Research Statement
Artificial intelligence (AI) and statistics are two of the most transformative forces shaping modern data science. AI offers unprecedented power to extract patterns, generate realistic data, and model complex systems, while statistics provides the theoretical rigor and principled frameworks necessary for trustworthy, interpretable, and reproducible scientific discovery. The research interests in my lab lie at the intersection of these two fields, developing AI-powered methodologies that decipher the complex relationships hidden within massive biomedical datasets with the principled rigor of statistical science. Through this interdisciplinary research agenda, our lab aims at tackling fundamental challenges in computational biology and biomedical informatics.
Our overarching research goal in our lab is to create next-generation computational frameworks that are computationally efficient, theoretically sound, and powered by advances in generative AI. To this end, we have been developing novel frameworks to address challenges in high-dimensional data analysis, causal inference, and Bayesian computation, with a strong focus on impactful applications in computational biology. We work with diverse and complex datasets, from multiomics, pharmacogenomics to large-scale clinical data, to address pressing questions in biomedicine.
Highlights
AI-powered Frameworks for High-dimensional Data
High-dimensional data are now ubiquitous while traditional statistical methods may struggle to adapt to their complexity. We develop AI-powered computational frameworks that go beyond prediction, enabling robust inference and discovery. For example, our Encoding Generative Modeling (EGM) paradigm leverages generative AI to represent high-dimensional data in a structuralized mannifold that supports both flexible modeling and rigorous inference. These frameworks have been used to tackle problems ranging from density estimation (Liu et al PNAS. 2021), unsupervised learning (Liu et al Nature Machine Intelligence. 2021) to causal inference (Liu et al., PNAS. 2024; Liu et al., arXiv. 2025), leading to advances that have been recognized in international competitions (winner of NeurIPS 2021 Multimodal Single-Cell Data Integration competition) and adopted in real-world biomedical studies.
Developing Transformative AI Techniques in Computational Biology
Our methodology advances are closely tied to impactful applications in computational biology. We have developed AI-driven frameworks for modeling chromatin accessibility (Liu et al., Bioinformatics. 2017), 3D genome architecture (Liu et al., ISMB/Bioinformatics. 2019), multiomics data (Luo*, Liu* et al., bioRxiv. 2025), and predicting cancer drug response (Liu et al., ECCB/Bioinformatics. 2020). These open-source tools enable other researchers to reproduce, apply, and extend our methods. This commitment to open science allows our models to be widely used in both academic and industry settings.

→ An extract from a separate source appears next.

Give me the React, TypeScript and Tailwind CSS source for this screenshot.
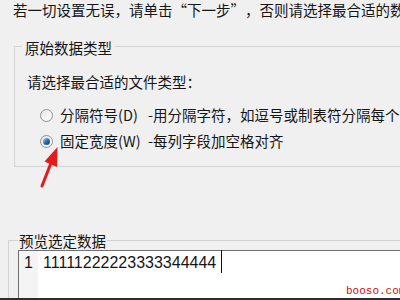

Most recently, inspired by the transformative impact of large language models, we have pioneered genomic language models that learn the “grammar” of the genome. These models (Gao*, Liu* et al., Genome Biology. 2024; Liu et al., medRxiv 2024) promise to deepen our understanding of gene regulation and open the door to new discoveries in genomics, genetics, and precision medicine.
Vision
The next decades will witness data science advance not just through more powerful AI, but also through the principled integration of AI and statistics. By combining the flexibility and scale of modern AI techniques with the statistical rigor and interpretability, our lab is committed to building this bridge, with a dual focus on methodological innovation and scientific impact. We aim to create tools that are not only pratically powerful but also trustworthy, reproducible, and transformative for the biomedical sciences.